I wasn’t in the mood Friday to celebrate the 73rd birthday of the federal minimum wage, created under the Fair Labor Standards Act of 1938. Looking at youth unemployment numbers can be a little depressing. Those figures should, however, sober up anyone who is still drunk under the spell of thinking the minimum wage has no impact on unemployment.
The chart above shows the increase in unemployment overall (right axis) and the unemployment rate for workers age 16 to 19 (left axis). The difference between these two numbers usually runs about 10 percent, even in good times. Notice that when the minimum wage was raised in July 2009, overall unemployment had started to level off, while youth unemployment sky-rocketed. We also witnessed a big spike in youth unemployment the last time the minimum wage was raised in July 2008.

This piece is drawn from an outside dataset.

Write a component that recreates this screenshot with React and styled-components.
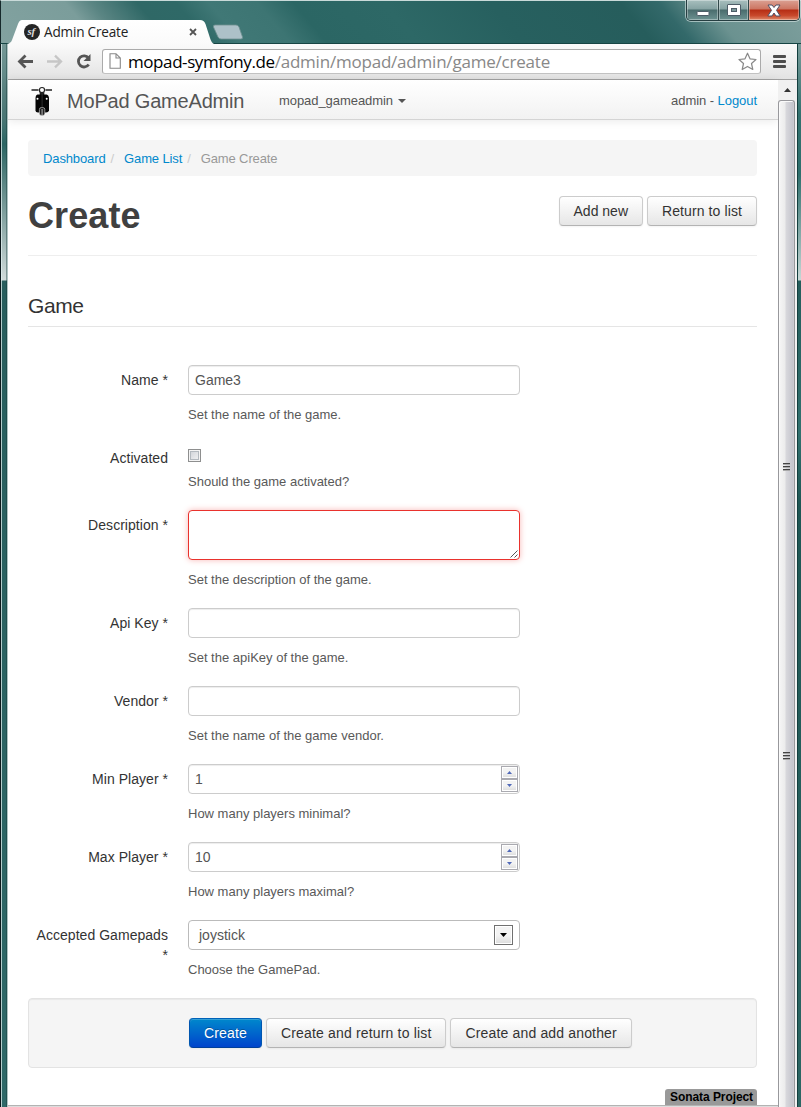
import React from 'react';
import styled, { createGlobalStyle, css } from 'styled-components';

const GlobalStyle = createGlobalStyle`
  *, *::before, *::after { box-sizing: border-box; }
  html, body { margin: 0; padding: 0; overflow: hidden; }
  body {
    font: 14px/20px "Liberation Sans", Arial, sans-serif;
    color: #333;
    background: #285e5d;
  }
`;

const BrowserWindow = styled.div`
  width: 801px;
  height: 1107px;
  display: flex;
  flex-direction: column;
  overflow: hidden;
`;

const TitleBar = styled.header`
  height: 44px;
  flex: none;
  display: flex;
  align-items: flex-end;
  position: relative;
  padding-left: 7px;
  border-top: 1px solid #c9dad9;
  border-bottom: 1px solid #174544;
  border-left: 1px solid #16292b;
  background: linear-gradient(50deg, #82a2a0 0, #7b9d9b 75px, #5a8583 95px, #2f6866 130px, #2f6967 160px, #407876 185px, #3d7573 222px, #2b6664 250px, #2d6866 320px, #27605f 400px, #265d5c 500px, #33696a 530px, #6b9290 565px, #7c9e9c 630px);
`;

const TabShape = styled.div`
  position: relative;
  width: 207px;
  height: 24px;
  display: flex;
  align-items: center;
  margin-bottom: -1px;
  margin-left: -1px;
  padding: 0 17px 0 17px;
  font: 13.6px/20px "Open Sans", "Noto Sans", sans-serif;
  letter-spacing: -0.2px;
  color: #222;

  > svg.shape { position: absolute; left: 0; top: 0; }
  > *:not(.shape) { position: relative; }
`;

const TabTitle = styled.span`
  flex: 1;
  margin-left: 4px;
  white-space: nowrap;
`;

const NewTab = styled.svg`
  margin: 0 0 3px -2px;
`;

const WindowControls = styled.div`
  position: absolute;
  right: 1px;
  top: -1px;
  height: 21px;
  display: flex;
  border: 1px solid #263e41;
  border-top: 0;
  border-radius: 0 0 5px 5px;
  box-shadow: 0 0 0 1px rgba(210, 226, 225, 0.65);
  overflow: hidden;
`;

const ControlButton = styled.div`
  width: ${(p) => p.$w}px;
  display: flex;
  align-items: center;
  justify-content: center;
  border-left: 1px solid #32494b;
  box-shadow: inset 0 0 0 1px rgba(255, 255, 255, 0.35);
  background: linear-gradient(#a8bfbe 0, #86a3a3 45%, #4a6c6d 50%, #6d9291 100%);
  &:first-child { border-left: 0; }
  ${(p) => p.$close && css`
    background: linear-gradient(#dba193 0, #cc7562 45%, #b62d14 50%, #c8492c 78%, #df8b6c 100%);
  `}
`;

const Frame = styled.div`
  flex: 1;
  min-height: 0;
  display: flex;
`;

const Edge = styled.div`
  flex: none;
  width: ${(p) => (p.$left ? 8 : 4)}px;
  ${(p) => p.$left ? css`
    border-left: 1px solid #0c191b;
    border-right: 1px solid #afc4c3;
    background:
      linear-gradient(90deg, rgba(225,240,240,.75) 0 1px, transparent 1px 5px, rgba(15,50,50,.4) 5px 6px),
      linear-gradient(#759896 0, #4a7775 75px, #2b6563 100px, #698f8d 150px, #d0dbda 236px, #285e5d 237px, #2f6968 100%);
  ` : css`
    border-left: 1px solid #123e3e;
    background: linear-gradient(#789c9a 0, #33716f 70px, #2e6f6d 130px, #c6d7d5 236px, #245d5c 237px, #32716f 390px, #1f5755 460px, #2c6664 100%);
  `}
`;

const Shell = styled.div`
  flex: 1;
  min-width: 0;
  display: flex;
  flex-direction: column;
  background: #fff;
`;

const Toolbar = styled.div`
  flex: none;
  height: 36px;
  display: flex;
  align-items: center;
  padding: 0 11px 1px 9px;
  border-bottom: 1px solid #a2a2a2;
  border-radius: 0 3px 0 0;
  background: linear-gradient(#fafafa, #e3e3e3);
`;

const NavIcons = styled.svg`
  flex: none;
`;

const AddressBar = styled.div`
  flex: 1;
  height: 25px;
  display: flex;
  align-items: center;
  margin-left: 5px;
  padding: 0 3px 0 6px;
  border: 1px solid #aaa;
  border-bottom-color: #c3c3c3;
  border-radius: 3px;
  background: #fff;
  font: 17px/23px "Open Sans", "Noto Sans", sans-serif;
`;

const Url = styled.span`
  flex: 1;
  margin-left: 7px;
  white-space: nowrap;
  letter-spacing: -0.21px;
  color: #888;
  b { font-weight: 400; color: #000; letter-spacing: -0.42px; }
`;

const MenuIcon = styled.div`
  width: 13px;
  margin-left: 12px;
  display: grid;
  gap: 2px;
  i { height: 3px; border-radius: 1px; background: #4d4d4d; }
`;

const Viewport = styled.div`
  flex: 1;
  min-height: 0;
  display: flex;
`;

const Page = styled.main`
  flex: 1;
  min-width: 0;
  display: flex;
  flex-direction: column;
  border-bottom: 1px solid #ddd;
  padding-bottom: 1px;
  box-shadow: inset 0 -1px #b3b3b3;
`;

const Navbar = styled.nav`
  flex: none;
  height: 40px;
  display: flex;
  align-items: center;
  padding: 2px 21px 0 23px;
  border-bottom: 1px solid #d4d4d4;
  box-shadow: 0 1px 9px rgba(0, 0, 0, 0.09);
  background: linear-gradient(#fff, #f2f2f2);
  font-size: 13px;
  line-height: 20px;
  letter-spacing: -0.06px;
  color: #555;
`;

const Brand = styled.span`
  width: 177px;
  margin-left: 15px;
  font-size: 20px;
  letter-spacing: -0.19px;
  white-space: nowrap;
`;

const SiteMenu = styled.span`
  flex: 1;
  margin-left: 35px;
  display: flex;
  align-items: center;
  &::after {
    content: '';
    margin-left: 5px;
    border: 4px solid transparent;
    border-top-color: #555;
    border-bottom: 0;
  }
`;

const Link = styled.a`
  color: #08c;
  text-decoration: none;
`;

const Content = styled.div`
  flex: 1;
  min-height: 0;
  display: flex;
  flex-direction: column;
  padding: 20px 21px 0 20px;
`;

const Breadcrumb = styled.ul`
  flex: none;
  height: 36px;
  display: flex;
  align-items: center;
  margin: 0;
  padding: 1px 15px 0;
  list-style: none;
  border-radius: 4px;
  background: #f5f5f5;
  font-size: 13px;
  letter-spacing: -0.12px;
  color: #999;
  li + li::before { content: '/'; padding: 0 10px 0 5px; color: #ccc; }
`;

const PageHeader = styled.div`
  flex: none;
  height: 80px;
  display: flex;
  justify-content: space-between;
  align-items: flex-start;
  padding-top: 20px;
  border-bottom: 1px solid #eee;
  h1 { margin: 0; font-size: 36px; line-height: 39px; letter-spacing: 0.1px; color: #404040; }
`;

const ButtonGroup = styled.div`
  display: flex;
  gap: 4px;
`;

const Button = styled.button`
  height: 30px;
  padding: 0 14px;
  border: 1px solid #ccc;
  border-bottom-color: #b3b3b3;
  border-radius: 4px;
  background: linear-gradient(#fff, #e6e6e6);
  box-shadow: inset 0 1px 0 rgba(255, 255, 255, 0.2), 0 1px 2px rgba(0, 0, 0, 0.05);
  font: 14px/20px "Liberation Sans", Arial, sans-serif;
  letter-spacing: ${(p) => p.$spacing || 0}px;
  color: #333;
  white-space: nowrap;
  ${(p) => p.$primary && css`
    border-color: #0062b8 #0056b0 #003f9b;
    background: linear-gradient(#08c, #04c);
    color: #fff;
    text-shadow: 0 -1px 0 rgba(0, 0, 0, 0.25);
  `}
`;

const Legend = styled.h2`
  flex: none;
  height: 41px;
  margin: 30px 0 38px;
  border-bottom: 1px solid #e5e5e5;
  font-size: 21px;
  line-height: 40px;
  letter-spacing: -0.4px;
  font-weight: 400;
`;

const FieldRow = styled.div`
  flex: none;
  display: flex;
  margin-bottom: 18px;
`;

const Label = styled.label`
  width: 140px;
  margin-right: 20px;
  padding-top: 5px;
  text-align: right;
  letter-spacing: 0.04px;
`;

const Control = styled.div`
  width: 332px;
`;

const boxStyle = css`
  display: flex;
  width: 332px;
  height: 30px;
  border: 1px solid #ccc;
  border-radius: 4px;
  background: #fff;
  color: #555;
  box-shadow: inset 0 1px 1px rgba(0, 0, 0, 0.075);
`;

const TextBox = styled.div`
  ${boxStyle}
  align-items: center;
  justify-content: space-between;
  padding-left: 6px;
`;

const SelectBox = styled.div`
  ${boxStyle}
  align-items: center;
  justify-content: space-between;
  border-color: #bbb;
  box-shadow: none;
  padding: 0 6px 0 10px;
`;

const Area = styled.div`
  ${boxStyle}
  height: 50px;
  align-items: flex-end;
  justify-content: flex-end;
  padding: 1px;
  border-color: #e9322d;
  box-shadow: 0 0 6px #f8b9b7;
`;

const CheckBox = styled.div`
  width: 13px;
  height: 13px;
  margin: 6px 0 10px;
  border: 1px solid #8e8f8f;
  box-shadow: inset 0 0 0 1px #f4f4f4, inset 0 0 0 2px #b3b9bf;
  background: linear-gradient(135deg, #cbcfd5, #f6f6f6);
`;

const Help = styled.p`
  margin: 10px 0 0;
  font-size: 13px;
  line-height: 20px;
  color: #595959;
  white-space: nowrap;
`;

const Spinner = styled.div`
  width: 18px;
  height: 26px;
  display: grid;
  grid-template-rows: 13px 13px;
`;

const ArrowButton = styled.div`
  display: flex;
  align-items: center;
  justify-content: center;
  border: 1px solid ${(p) => (p.$dark ? '#707070' : '#aaaab0')};
  box-shadow: inset 0 0 0 1px #fff;
  background: linear-gradient(#f3f3f3 50%, #dcdcdc);
  ${(p) => p.$dark && css`
    width: 19px;
    height: 20px;
  `}
  ${(p) => !p.$dark && css`
    width: 17px;
  `}
`;

const FormActions = styled.div`
  flex: none;
  height: 70px;
  display: flex;
  align-items: center;
  padding-left: 160px;
  gap: 4px;
  border: 1px solid #e3e3e3;
  border-radius: 4px;
  background: #f5f5f5;
  box-shadow: inset 0 1px 1px rgba(0, 0, 0, 0.05);
`;

const FooterLabel = styled.span`
  align-self: flex-end;
  height: 16px;
  margin-top: 21px;
  padding: 0 4px 0 5px;
  border-radius: 3px 3px 0 0;
  background: #999;
  color: #000;
  font-size: 12px;
  line-height: 17px;
  font-weight: 700;
  letter-spacing: -0.08px;
  white-space: nowrap;
`;

const Scrollbar = styled.div`
  width: 19px;
  flex: none;
  display: flex;
  flex-direction: column;
  align-items: stretch;
  background: #f0f0f0;
`;

const ScrollUp = styled.div`
  height: 20px;
  display: flex;
  align-items: center;
  justify-content: center;
  padding-right: 1px;
`;

const Thumb = styled.div`
  flex: 1;
  position: relative;
  border: 1px solid #98989c;
  border-bottom: 0;
  border-radius: 3px 3px 0 0;
  box-shadow: inset 1px 1px #fafafa;
  margin-right: 2px;
  background: linear-gradient(90deg, #f6f6f6 0, #ececec 6px, #d8d8dc 7px, #c5c5cd 14px, #ddd 16px);
`;

const Grip = styled.div`
  position: absolute;
  left: 4px;
  top: ${(p) => p.$top}px;
  width: 7px;
  display: grid;
  gap: 1px;
  i { height: 2px; border-top: 1px solid #444; background: #aaa; }
`;

const Triangle = ({ up, color, w = 5 }) => (
  <svg width={w} height={(w + 1) / 2} viewBox="0 0 10 5" preserveAspectRatio="none">
    <path d={up ? 'M5 0L10 5H0Z' : 'M0 0H10L5 5Z'} fill={color} />
  </svg>
);

const Scooter = () => (
  <svg width="21" height="30" viewBox="-0.5 -1.5 21 30" overflow="visible">
    <path d="M0 2.500H7M14 2.500H20.500" stroke="#222" strokeWidth="1.300" />
    <rect x="8.200" y="4.500" width="4.600" height="5" fill="#222" />
    <circle cx="10.500" cy="2.600" r="2.600" fill="#fff" stroke="#222" strokeWidth="1.200" />
    <path d="M6 7H15Q17.500 7.500 17.500 11V23Q17 25 14.500 25H6.500Q4 25 4 23V11Q4 7.500 6 7Z" fill="#050505" />
    <circle cx="6" cy="11.200" r="1" fill="#fff" />
    <circle cx="15.200" cy="11.200" r="1" fill="#fff" />
    <path d="M10.600 6V20" stroke="#3a3a3a" strokeWidth="0.800" />
    <rect x="7.900" y="20" width="5.400" height="8" rx="2" fill="#222" stroke="#ddd" strokeWidth="0.600" />
    <path d="M10.600 21.500V27.500" stroke="#888" strokeWidth="1.500" />
  </svg>
);

const Field = ({ label, help, children }) => (
  <FieldRow>
    <Label>{label}</Label>
    <Control>
      {children}
      <Help>{help}</Help>
    </Control>
  </FieldRow>
);

const NumberBox = ({ value }) => (
  <TextBox>
    {value}
    <Spinner>
      <ArrowButton><Triangle up color="#5068b8" /></ArrowButton>
      <ArrowButton><Triangle color="#5068b8" /></ArrowButton>
    </Spinner>
  </TextBox>
);

export default function App() {
  return (
    <>
      <GlobalStyle />
      <BrowserWindow>
        <TitleBar>
          <TabShape>
            <svg className="shape" width="207" height="24" viewBox="0 0 207 24">
              <defs>
                <linearGradient id="tab" x2="0" y2="1">
                  <stop stopColor="#fff" />
                  <stop offset="1" stopColor="#fafafa" />
                </linearGradient>
              </defs>
              <path d="M0 24Q4 23 5 20L11 4Q12.500 0 15 0H193Q197 0 198.500 4L203 18Q204.500 23 207 24Z" fill="url(#tab)" />
            </svg>
            <svg width="16" height="16" viewBox="0 0 16 16">
              <circle cx="8" cy="8" r="8" fill="#252525" />
              <text x="3.500" y="11" fill="#ddd" fontFamily="Liberation Serif, serif" fontSize="11" fontStyle="italic" fontWeight="700" letterSpacing="-0.3">sf</text>
            </svg>
            <TabTitle>Admin Create</TabTitle>
            <svg width="8" height="8" viewBox="0 0 8 8">
              <path d="M1 1L7 7M7 1L1 7" stroke="#555" strokeWidth="1.800" />
            </svg>
          </TabShape>
          <NewTab width="32" height="16" viewBox="0 0 32 16">
            <path d="M3 1H24Q26 1 27 3L30.500 13Q31 15 29 15H9Q7 15 6 13L1.500 3Q1 1 3 1Z" fill="#adc1c8" stroke="#6f9090" strokeWidth="0.800" />
          </NewTab>
          <WindowControls>
            <ControlButton $w={31}>
              <svg width="14" height="20" viewBox="0 0 14 20"><rect x="1" y="11.500" width="12" height="4" rx="0.500" fill="#fff" stroke="#4e5d68" /></svg>
            </ControlButton>
            <ControlButton $w={30}>
              <svg width="14" height="12" viewBox="0 0 14 12">
                <rect x="0.500" y="0.500" width="13" height="11" rx="0.500" fill="#fff" stroke="#4e5d68" />
                <rect x="4.500" y="4.500" width="5" height="3" fill="#7c9999" stroke="#4e5d68" />
              </svg>
            </ControlButton>
            <ControlButton $w={51} $close>
              <svg width="14" height="13" viewBox="0 0 14 13">
                <path d="M1 1H5L7 3.500L9 1H13L9.500 6.300L13.200 12H9L7 9L5 12H0.800L4.500 6.300Z" fill="#fff" stroke="#4e5066" />
              </svg>
            </ControlButton>
          </WindowControls>
        </TitleBar>
        <Frame>
          <Edge $left />
          <Shell>
            <Toolbar>
              <NavIcons width="80" height="20" viewBox="0 0 80 20">
                <g fill="none" strokeWidth="2.800">
                  <path d="M2.500 10.500H16M8.500 4.500L2.500 10.500L8.500 16.500" stroke="#555" />
                  <path d="M30 10.500H43.500M38 4.700L44 10.500L38 16.300" stroke="#c6c6c6" strokeWidth="2.300" />
                  <path d="M71.500 7A5.600 5.600 0 1 0 71.700 13.500" stroke="#555" />
                </g>
                <path d="M73.500 3V10H66.500Z" fill="#555" />
              </NavIcons>
              <AddressBar>
                <svg width="12" height="16" viewBox="0 0 12 16">
                  <path d="M1 0.700H7L11.300 5V15.300H1ZM7 0.700V5H11.300" fill="#fff" stroke="#888" strokeWidth="1.100" />
                </svg>
                <Url><b>mopad-symfony.de</b>/admin/mopad/admin/game/create</Url>
                <svg width="19" height="19" viewBox="0 0 19 19">
                  <path d="M9.500 1.200L12 6.800L18 7.500L13.500 11.500L14.800 17.500L9.500 14.400L4.200 17.500L5.500 11.500L1 7.500L7 6.800Z" fill="#fff" stroke="#888" strokeWidth="1.200" strokeLinejoin="round" />
                </svg>
              </AddressBar>
              <MenuIcon><i /><i /><i /></MenuIcon>
            </Toolbar>
            <Viewport>
              <Page>
                <Navbar>
                  <Scooter />
                  <Brand>MoPad GameAdmin</Brand>
                  <SiteMenu>mopad_gameadmin</SiteMenu>
                  <span>admin - <Link>Logout</Link></span>
                </Navbar>
                <Content>
                  <Breadcrumb>
                    <li><Link>Dashboard</Link></li>
                    <li><Link>Game List</Link></li>
                    <li>Game Create</li>
                  </Breadcrumb>
                  <PageHeader>
                    <h1>Create</h1>
                    <ButtonGroup>
                      <Button>Add new</Button>
                      <Button $spacing={0.1}>Return to list</Button>
                    </ButtonGroup>
                  </PageHeader>
                  <Legend>Game</Legend>
                  <Field label="Name *" help="Set the name of the game."><TextBox>Game3</TextBox></Field>
                  <Field label="Activated" help="Should the game activated?"><CheckBox /></Field>
                  <Field label="Description *" help="Set the description of the game.">
                    <Area>
                      <svg width="8" height="8" viewBox="0 0 8 8">
                        <path d="M0.500 7.500L7.500 0.500M4.500 7.500L7.500 4.500" stroke="#555" />
                      </svg>
                    </Area>
                  </Field>
                  <Field label="Api Key *" help="Set the apiKey of the game."><TextBox /></Field>
                  <Field label="Vendor *" help="Set the name of the game vendor."><TextBox /></Field>
                  <Field label="Min Player *" help="How many players minimal?"><NumberBox value="1" /></Field>
                  <Field label="Max Player *" help="How many players maximal?"><NumberBox value="10" /></Field>
                  <Field label="Accepted Gamepads *" help="Choose the GamePad.">
                    <SelectBox>
                      joystick
                      <ArrowButton $dark><Triangle color="#000" w={7} /></ArrowButton>
                    </SelectBox>
                  </Field>
                  <FormActions>
                    <Button $primary $spacing={0.15}>Create</Button>
                    <Button $spacing={0.17}>Create and return to list</Button>
                    <Button $spacing={0.16}>Create and add another</Button>
                  </FormActions>
                  <FooterLabel>Sonata Project</FooterLabel>
                </Content>
              </Page>
              <Scrollbar>
                <ScrollUp><Triangle up color="#333" w={7} /></ScrollUp>
                <Thumb>
                  <Grip $top={362}><i /><i /><i /></Grip>
                  <Grip $top={651}><i /><i /><i /></Grip>
                </Thumb>
              </Scrollbar>
            </Viewport>
          </Shell>
          <Edge />
        </Frame>
      </BrowserWindow>
    </>
  );
}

For those who truly care about reducing unemployment, as I do, the first thing we can do is recognize that a large part of the problem is being driven by the massive spike in youth unemployment, which the data suggests is partly being driven by the minimum wage.
For a great review of the historical evidence, I suggest David Neumark’s book Minimum Wages. And yes, I’ve read David Card’s studies, which I think have tons of problems, but that is beyond the discussion here. The bottom line should be that in a free society, whatever two consenting individuals agree to, should be respected, whether its marriage or the contours of a labor contract.